Underground mining operations involved the creation of deep shafts and tunnels from which miners could access seams of coal sandwiched between other layers of rock. Some tunnels would descend hundreds of metres below the surface.

The coal would be removed from the seam by hand, and pillars were left in place to support the ceiling of the resulting underground ‘room’. It was hard, dangerous work.

In the mid 1960s, miners working at the Rhondda Colliery in New Chum made a startling discovery. As they removed the coal from a seam they were following 213 metres below the surface, it exposed a series of giant three-toed tracks in the overlying siltstone. A dinosaur walking across the swampy vegetation over 220 million years ago had made the tracks. The surface was buried with fine silt and mud, preserving the tracks as natural casts.  For the miners, it was as if the dinosaur had just walked overhead .

Since their initial discovery, it has been assumed that some type of predatory dinosaur made these tracks. The only problem was, they were reportedly really big: an estimated 40–46 cm long, indicating a trackmaker that would have been just under 2 m high at the hips. 

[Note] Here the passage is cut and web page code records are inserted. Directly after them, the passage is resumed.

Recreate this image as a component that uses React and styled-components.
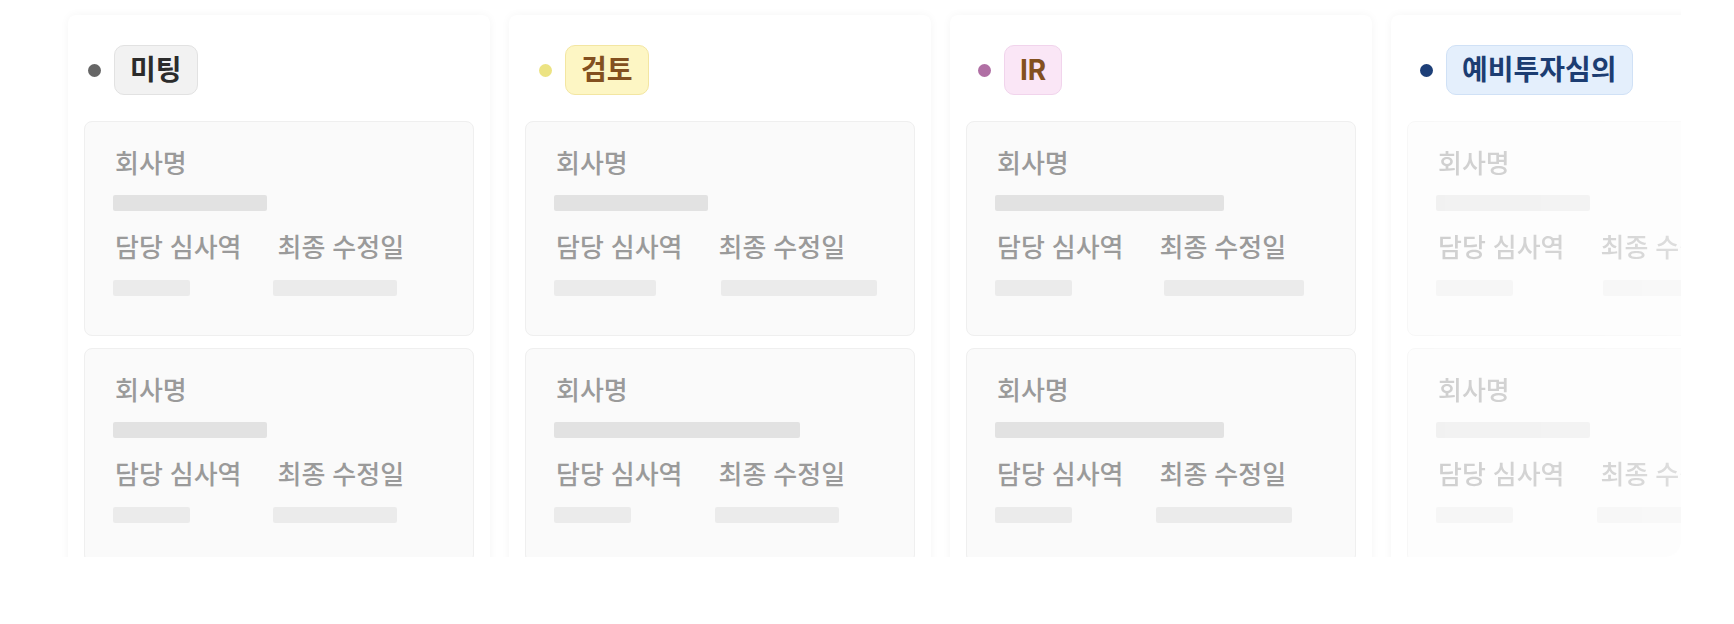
import React from 'react';
import styled, { createGlobalStyle } from 'styled-components';

const GlobalStyle = createGlobalStyle`
  html, body {
    margin: 0;
    padding: 0;
    background: #ffffff;
  }
  body {
    font-family: Inter, "Noto Sans CJK KR", "Noto Sans", sans-serif;
  }
`;

// 보드 미리보기 영역. 오른쪽/아래는 잘려서 보인다
const Viewport = styled.div`
  box-sizing: border-box;
  width: 1681px;
  height: 557px;
  padding: 15px 0 0 68px;
  overflow: hidden;
  border-radius: 0 0 16px 0;
`;

const Board = styled.div`
  display: flex;
  gap: 19px;
  align-items: flex-start;
`;

const Column = styled.section`
  box-sizing: border-box;
  flex: 0 0 422px;
  height: 600px;
  padding: 30px 16px 0;
  background: #ffffff;
  border-radius: 8px;
  box-shadow: 0 0 10px rgba(0, 0, 0, 0.045);
`;

const ColumnHeader = styled.div`
  display: flex;
  align-items: center;
  gap: 13px;
  padding-left: ${(props) => props.indent}px;
  margin-bottom: 26px;
`;

const Dot = styled.span`
  width: 13px;
  height: 13px;
  border-radius: 50%;
  background: ${(props) => props.color};
`;

const Badge = styled.span`
  display: inline-block;
  padding: 6px 15px;
  border: 1.5px solid ${(props) => props.border};
  border-radius: 10px;
  background: ${(props) => props.bg};
  color: ${(props) => props.fg};
  font-size: 28px;
  line-height: 36px;
  font-weight: 700;
`;

const CardList = styled.div`
  display: flex;
  flex-direction: column;
  gap: 12px;
  ${(props) =>
    props.faded &&
    `
    -webkit-mask-image: linear-gradient(to right, rgba(0,0,0,0.48), rgba(0,0,0,0.4) 55%, rgba(0,0,0,0.18));
    mask-image: linear-gradient(to right, rgba(0,0,0,0.48), rgba(0,0,0,0.4) 55%, rgba(0,0,0,0.18));
  `}
`;

const Card = styled.div`
  box-sizing: border-box;
  width: 390px;
  height: 215px;
  padding: 24px 28px 0;
  background: #fafafa;
  border: 1px solid #efefef;
  border-radius: 8px;
  flex-shrink: 0;
`;

const Label = styled.div`
  color: #9a9a9a;
  font-size: 26px;
  line-height: 36px;
  font-weight: 500;
  padding-left: 2px;
  white-space: nowrap;
`;

const Skeleton = styled.div`
  height: 16px;
  border-radius: 2px;
  background: ${(props) => (props.strong ? '#e2e2e2' : '#ebebeb')};
`;

const NameBlock = styled.div`
  display: flex;
  flex-direction: column;
  gap: 13px;
  margin-bottom: 19px;
`;

const MetaRow = styled.div`
  display: flex;
  gap: 34px;
`;

const MetaItem = styled.div`
  display: flex;
  flex-direction: column;
  gap: 14px;
`;

const columns = [
  {
    title: '미팅',
    dot: '#666666',
    bg: '#f2f2f2',
    border: '#e2e2e2',
    fg: '#2b2b2b',
    indent: 4,
    cards: [
      { name: 154, reviewer: 77, date: 124, shift: -3 },
      { name: 154, reviewer: 77, date: 124, shift: -3 },
    ],
  },
  {
    title: '검토',
    dot: '#ece383',
    bg: '#fdf6c4',
    border: '#f3e6a2',
    fg: '#83501f',
    indent: 14,
    cards: [
      { name: 154, reviewer: 102, date: 156, shift: 4 },
      { name: 246, reviewer: 77, date: 124, shift: -2 },
    ],
  },
  {
    title: 'IR',
    dot: '#b06fa4',
    bg: '#fae6f6',
    border: '#f1d4ec',
    fg: '#83501f',
    indent: 12,
    cards: [
      { name: 229, reviewer: 77, date: 140, shift: 6 },
      { name: 229, reviewer: 77, date: 136, shift: -2 },
    ],
  },
  {
    title: '예비투자심의',
    dot: '#1d3f78',
    bg: '#e4effc',
    border: '#d0e1f6',
    fg: '#1c3d72',
    indent: 13,
    faded: true,
    cards: [
      { name: 154, reviewer: 77, date: 140, shift: 4 },
      { name: 154, reviewer: 77, date: 140, shift: -2 },
    ],
  },
];

function DealCard({ card }) {
  return (
    <Card>
      <NameBlock>
        <Label>회사명</Label>
        <Skeleton strong style={{ width: card.name }} />
      </NameBlock>
      <MetaRow>
        <MetaItem>
          <Label>담당 심사역</Label>
          <Skeleton style={{ width: card.reviewer }} />
        </MetaItem>
        <MetaItem>
          <Label>최종 수정일</Label>
          <Skeleton style={{ width: card.date, marginLeft: card.shift }} />
        </MetaItem>
      </MetaRow>
    </Card>
  );
}

export default function App() {
  return (
    <>
      <GlobalStyle />
      <Viewport>
        <Board>
          {columns.map((col) => (
            <Column key={col.title}>
              <ColumnHeader indent={col.indent}>
                <Dot color={col.dot} />
                <Badge bg={col.bg} border={col.border} fg={col.fg}>
                  {col.title}
                </Badge>
              </ColumnHeader>
              <CardList faded={col.faded}>
                {col.cards.map((card, i) => (
                  <DealCard key={i} card={card} />
                ))}
              </CardList>
            </Column>
          ))}
        </Board>
      </Viewport>
    </>
  );
}
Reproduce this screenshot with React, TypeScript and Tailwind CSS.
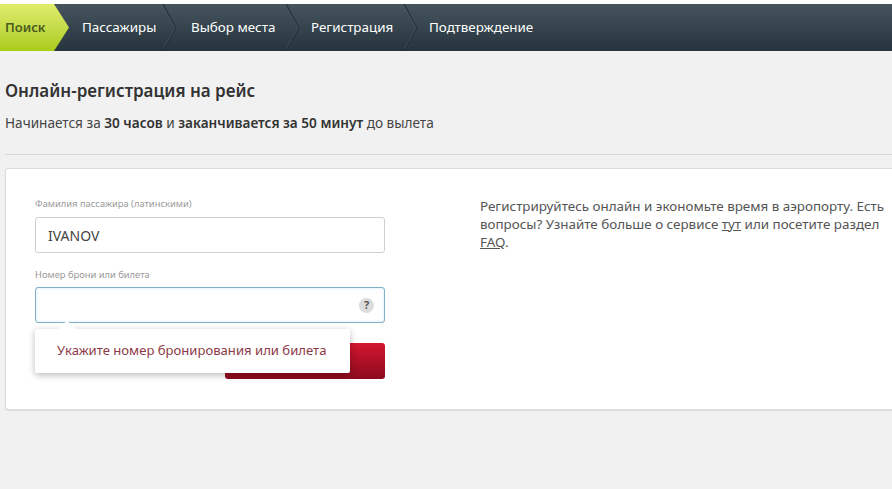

This isn’t necessarily very large for a theropod.  Allosaurus fragillis, was about this size. Tyrannosaurus rex was even bigger, with a hip height of about 3.2m.

But the tracks found in Ipswich were created during the Late Triassic, about 220 million years ago — 65 million years before A. fragillis and 150 million years before T. rex.

Plaster cast of one of the tracks made in 1964, currently on display at the Queensland Museum. Photo: Steve Salisbury

Fossil evidence from around the world indicates that large theropods didn’t begin to appear until the start of the Jurassic, some 20 million years after the Ipswich tracks were made. 

220 million years ago, during the Late Triassic, dinosaurs had yet to displace synapsids as the most dominant terrestrial tetrapods, and it was long assumed that their rise, both in stature and diversity, didn’t commence until the start of Jurassic.

Was something unusual afoot in Australia during the Late Triassic?

Dispelling the myth of the ‘Triassic terror’

As part of a broader review of Australian dinosaur tracks, we thought it would be a good idea to have a closer look at the tracks from the Rhondda Colliery. The mine has long been closed, so the original tracks are no longer accessible, but archival photographs and a plaster cast of one of the tracks are held in the Queensland Museum. 

Utilising the photos and the cast we were able to create a 3D digital model of the track, allowing more detailed comparisons with other dinosaur tracks around the world.  Our study revealed two important things.

First, that the tracks were not as big as initially reported; excluding drag marks and other unrelated surface features they are closer to 32–34 cm long as opposed to the initial estimate of 40–46 cm.

Second, the shape of the tracks and the sequence in which they were made is more consistent with early sauropodomorphs, the distant relatives of the lumbering sauropods of the Late Jurassic and Cretaceous.

The towering Triassic terror of the Ipswich Coal Measures was no more. In its place was peaceful plant-eater.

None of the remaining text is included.